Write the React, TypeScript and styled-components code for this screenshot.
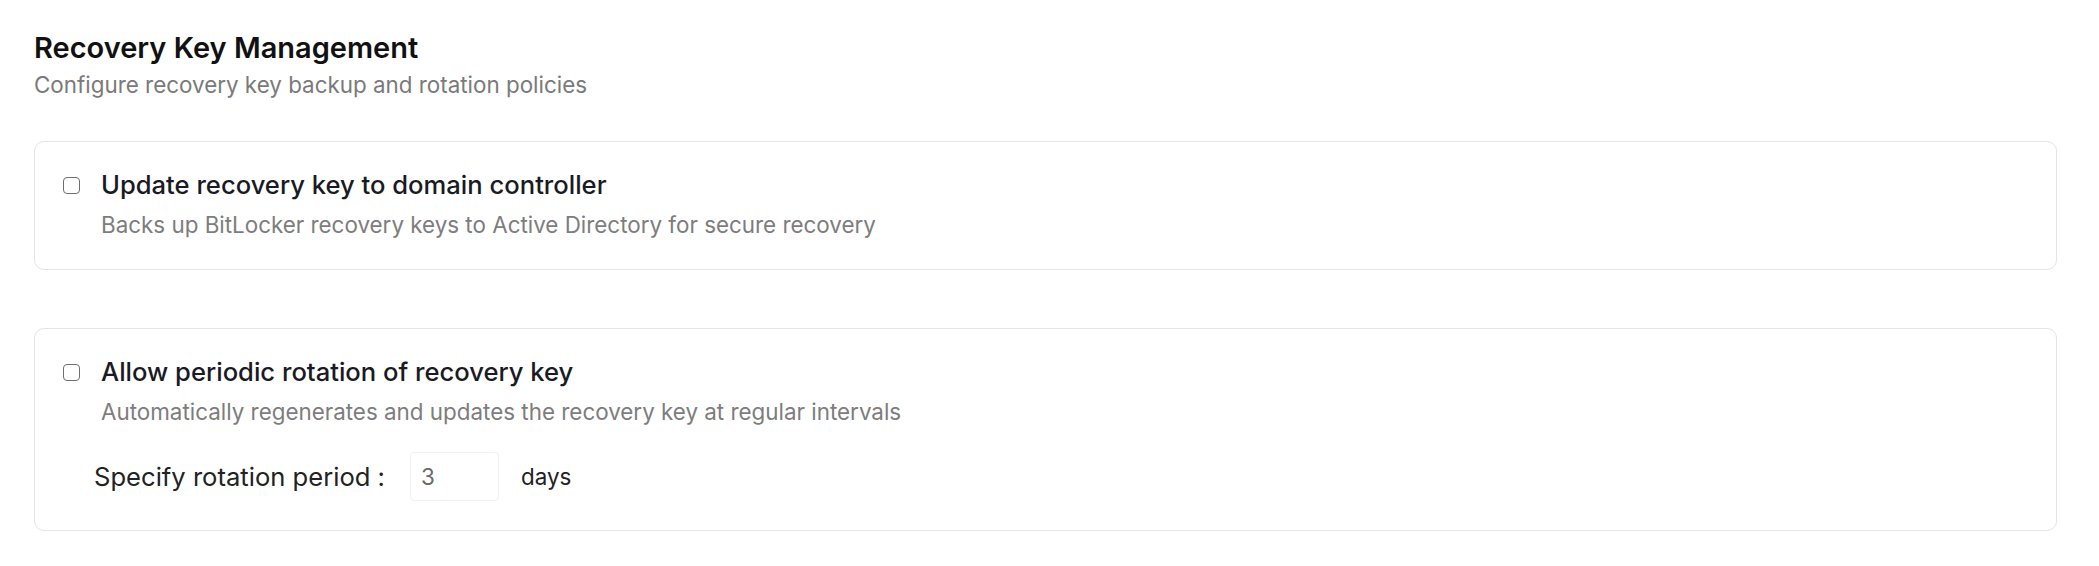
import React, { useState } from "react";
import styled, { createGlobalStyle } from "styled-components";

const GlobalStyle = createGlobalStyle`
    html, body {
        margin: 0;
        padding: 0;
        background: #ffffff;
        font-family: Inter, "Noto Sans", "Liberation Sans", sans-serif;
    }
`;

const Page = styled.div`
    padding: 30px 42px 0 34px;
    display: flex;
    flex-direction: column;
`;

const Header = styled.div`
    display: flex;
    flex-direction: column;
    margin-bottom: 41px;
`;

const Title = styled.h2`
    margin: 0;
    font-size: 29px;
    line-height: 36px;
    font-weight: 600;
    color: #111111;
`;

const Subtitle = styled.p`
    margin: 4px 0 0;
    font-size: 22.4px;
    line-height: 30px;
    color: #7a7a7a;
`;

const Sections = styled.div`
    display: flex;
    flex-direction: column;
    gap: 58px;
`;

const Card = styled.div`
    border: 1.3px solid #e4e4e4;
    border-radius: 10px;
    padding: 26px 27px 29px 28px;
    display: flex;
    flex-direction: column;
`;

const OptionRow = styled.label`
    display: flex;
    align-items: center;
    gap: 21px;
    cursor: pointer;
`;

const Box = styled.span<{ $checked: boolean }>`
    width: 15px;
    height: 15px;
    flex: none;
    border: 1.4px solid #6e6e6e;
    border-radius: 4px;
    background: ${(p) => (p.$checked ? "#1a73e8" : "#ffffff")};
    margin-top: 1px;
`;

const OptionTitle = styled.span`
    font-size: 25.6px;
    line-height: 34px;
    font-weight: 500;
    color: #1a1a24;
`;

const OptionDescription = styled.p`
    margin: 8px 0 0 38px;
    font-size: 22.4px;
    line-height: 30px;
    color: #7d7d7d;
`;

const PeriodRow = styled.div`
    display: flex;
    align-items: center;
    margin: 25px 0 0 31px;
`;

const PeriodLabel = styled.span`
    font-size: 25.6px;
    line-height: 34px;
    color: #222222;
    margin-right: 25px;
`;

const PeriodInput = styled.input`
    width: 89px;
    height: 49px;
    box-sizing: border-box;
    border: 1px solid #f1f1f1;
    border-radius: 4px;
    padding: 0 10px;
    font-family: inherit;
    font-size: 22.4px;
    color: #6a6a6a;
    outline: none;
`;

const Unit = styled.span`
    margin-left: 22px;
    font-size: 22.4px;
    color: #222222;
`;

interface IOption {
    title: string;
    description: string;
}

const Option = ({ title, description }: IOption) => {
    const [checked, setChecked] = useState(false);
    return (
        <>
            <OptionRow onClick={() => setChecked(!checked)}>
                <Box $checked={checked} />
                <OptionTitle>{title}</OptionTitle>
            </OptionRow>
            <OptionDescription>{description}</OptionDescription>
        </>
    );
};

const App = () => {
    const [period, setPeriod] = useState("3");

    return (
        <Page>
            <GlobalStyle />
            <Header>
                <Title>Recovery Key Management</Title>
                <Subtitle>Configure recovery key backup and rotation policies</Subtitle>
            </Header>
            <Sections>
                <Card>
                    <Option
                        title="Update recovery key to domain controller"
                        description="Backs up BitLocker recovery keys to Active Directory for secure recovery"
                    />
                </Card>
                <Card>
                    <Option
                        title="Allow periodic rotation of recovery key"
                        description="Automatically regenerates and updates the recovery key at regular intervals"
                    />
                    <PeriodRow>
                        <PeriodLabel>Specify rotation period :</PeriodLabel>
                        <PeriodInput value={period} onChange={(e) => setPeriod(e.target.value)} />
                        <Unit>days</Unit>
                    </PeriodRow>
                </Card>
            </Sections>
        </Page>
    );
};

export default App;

Directions.
Return the listing above in full and without alteration, excluding its pictures.

Result below.
Write the React, TypeScript and styled-components code for this screenshot.
import React, { useState } from "react";
import styled, { createGlobalStyle } from "styled-components";

const GlobalStyle = createGlobalStyle`
    html, body {
        margin: 0;
        padding: 0;
        background: #ffffff;
        font-family: Inter, "Noto Sans", "Liberation Sans", sans-serif;
    }
`;

const Page = styled.div`
    padding: 30px 42px 0 34px;
    display: flex;
    flex-direction: column;
`;

const Header = styled.div`
    display: flex;
    flex-direction: column;
    margin-bottom: 41px;
`;

const Title = styled.h2`
    margin: 0;
    font-size: 29px;
    line-height: 36px;
    font-weight: 600;
    color: #111111;
`;

const Subtitle = styled.p`
    margin: 4px 0 0;
    font-size: 22.4px;
    line-height: 30px;
    color: #7a7a7a;
`;

const Sections = styled.div`
    display: flex;
    flex-direction: column;
    gap: 58px;
`;

const Card = styled.div`
    border: 1.3px solid #e4e4e4;
    border-radius: 10px;
    padding: 26px 27px 29px 28px;
    display: flex;
    flex-direction: column;
`;

const OptionRow = styled.label`
    display: flex;
    align-items: center;
    gap: 21px;
    cursor: pointer;
`;

const Box = styled.span<{ $checked: boolean }>`
    width: 15px;
    height: 15px;
    flex: none;
    border: 1.4px solid #6e6e6e;
    border-radius: 4px;
    background: ${(p) => (p.$checked ? "#1a73e8" : "#ffffff")};
    margin-top: 1px;
`;

const OptionTitle = styled.span`
    font-size: 25.6px;
    line-height: 34px;
    font-weight: 500;
    color: #1a1a24;
`;

const OptionDescription = styled.p`
    margin: 8px 0 0 38px;
    font-size: 22.4px;
    line-height: 30px;
    color: #7d7d7d;
`;

const PeriodRow = styled.div`
    display: flex;
    align-items: center;
    margin: 25px 0 0 31px;
`;

const PeriodLabel = styled.span`
    font-size: 25.6px;
    line-height: 34px;
    color: #222222;
    margin-right: 25px;
`;

const PeriodInput = styled.input`
    width: 89px;
    height: 49px;
    box-sizing: border-box;
    border: 1px solid #f1f1f1;
    border-radius: 4px;
    padding: 0 10px;
    font-family: inherit;
    font-size: 22.4px;
    color: #6a6a6a;
    outline: none;
`;

const Unit = styled.span`
    margin-left: 22px;
    font-size: 22.4px;
    color: #222222;
`;

interface IOption {
    title: string;
    description: string;
}

const Option = ({ title, description }: IOption) => {
    const [checked, setChecked] = useState(false);
    return (
        <>
            <OptionRow onClick={() => setChecked(!checked)}>
                <Box $checked={checked} />
                <OptionTitle>{title}</OptionTitle>
            </OptionRow>
            <OptionDescription>{description}</OptionDescription>
        </>
    );
};

const App = () => {
    const [period, setPeriod] = useState("3");

    return (
        <Page>
            <GlobalStyle />
            <Header>
                <Title>Recovery Key Management</Title>
                <Subtitle>Configure recovery key backup and rotation policies</Subtitle>
            </Header>
            <Sections>
                <Card>
                    <Option
                        title="Update recovery key to domain controller"
                        description="Backs up BitLocker recovery keys to Active Directory for secure recovery"
                    />
                </Card>
                <Card>
                    <Option
                        title="Allow periodic rotation of recovery key"
                        description="Automatically regenerates and updates the recovery key at regular intervals"
                    />
                    <PeriodRow>
                        <PeriodLabel>Specify rotation period :</PeriodLabel>
                        <PeriodInput value={period} onChange={(e) => setPeriod(e.target.value)} />
                        <Unit>days</Unit>
                    </PeriodRow>
                </Card>
            </Sections>
        </Page>
    );
};

export default App;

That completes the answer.